Lo descrive come “disperato” il suo legale, ma sono ancora tanti i punti che Alessandro Patelli, il giardiniere incensurato di 19 anni accusato di avere ucciso a Bergamo il nordafricano Marwel Tayari, dovrà chiarire nel corso di interrogatorio di convalida che probabilmente si terrà domani. Come riportato da Il Corriere della Sera, nelle prime dichiarazioni rese agli inquirenti, il ragazzo italiano che ha accoltellato il 34enne tunisino ha detto di aver reagito per “paura che mi colpisse“. La sequenza dev’essere ancora ricostruita con cura, ma pare che Patelli sia uscito dal suo palazzo con indosso già il casco da motociclista, di corsa, e che nel farlo abbia sfiorato Marwel, che era seduto lì davanti con la moglie Eleonora Turco e le due figlie di 12 e 2 anni. Da lì, nel giro di pochi istanti, un breve scambio di vedute, con il tunisino a chiedere maggiore attenzione, sarebbe degenerato in una colluttazione che ha visto il 19enne affondare il colpo per 6 volte, colpendo Tayari all’addome, alla giuguale, alla spalla e alla coscia.
TUNISINO ACCOLTELLATO A BERGAMO: LA VERSIONE DEL GIOVANE ITALIANO
Il pm Paolo Mandurino, come riportato dal Corriere della Sera, contesta a Patelli l’aggravante dei futili motivi, non la premeditazione, perché la tragedia si è consumata in una manciata di minuti. Dal racconto del ragazzo italiano emergono però alcune incongruenze: una riguarderebbe la bottiglia di birra che il nordafricano, uscito di prigione da 8 mesi (aveva precedenti soprattutto per spaccio, ma la moglie lo aveva denunciato anche per maltrattamenti), aveva in mano e che secondo il racconto del giovane poteva essere usata come oggetto contundente. Sembra infatti che Tayari avesse fatto cadere a terra l’italiano con uno sgambetto, scivolando a sua volta, e riuscendo a rialzarsi rapidamente. Davvero Patelli ha reagito per difendersi? Eppure il 19enne, ben più esile del nordafricano, non ha riportato neanche un graffio. Poi i vetri della bottiglia rotta sono stati rinvenuti accanto al cadavere dell’uomo, e non nel punto della colluttazione. Un dettaglio che sembra confermare le versioni fornite dalla moglie della vittima e di un senzatetto che ha assistito alla scena: “Mio marito aveva appoggiato la bottiglia e l’ha ripresa solo quando era già ferito – ha detto la signora Turco -. Quando è sceso la seconda volta quel ragazzo aveva già il coltello in mano. Mio marito era un leone, ma in questo caso si è trattenuto perché c’erano le bambine ed è morto davanti a loro. Non parlava più, si è gelato e ha smesso di respirare. Quando ho capito che il cuore aveva smesso di battere, gli ho chiuso gli occhi. Ora voglio una giustizia vera“.

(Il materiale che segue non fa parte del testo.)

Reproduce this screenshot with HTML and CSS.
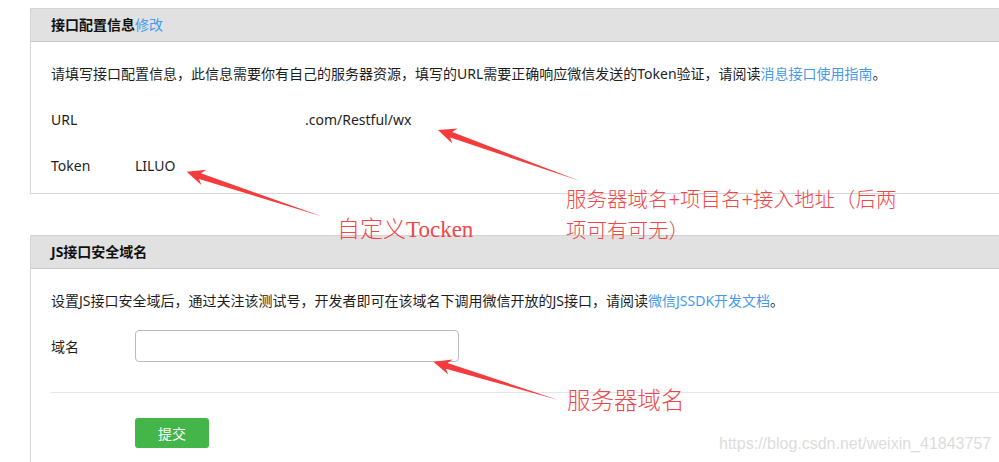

Proprio il senzatetto ha detto di non aver visto il coltello tra le mani di Patelli, ma ha confermato che la bottiglia era a terra. L’arma del delitto è un coltellino a scatto che il 19enne dice di utilizzare soltanto nel terreno che coltiva a Trescore, dov’era diretto. Ci si chiede allora perché non lo abbia lasciato lì. Nella sua stanza, poi, è stato rinvenuto un altro coltello, da caccia, del quale il giovane aveva taciuto l’esistenza.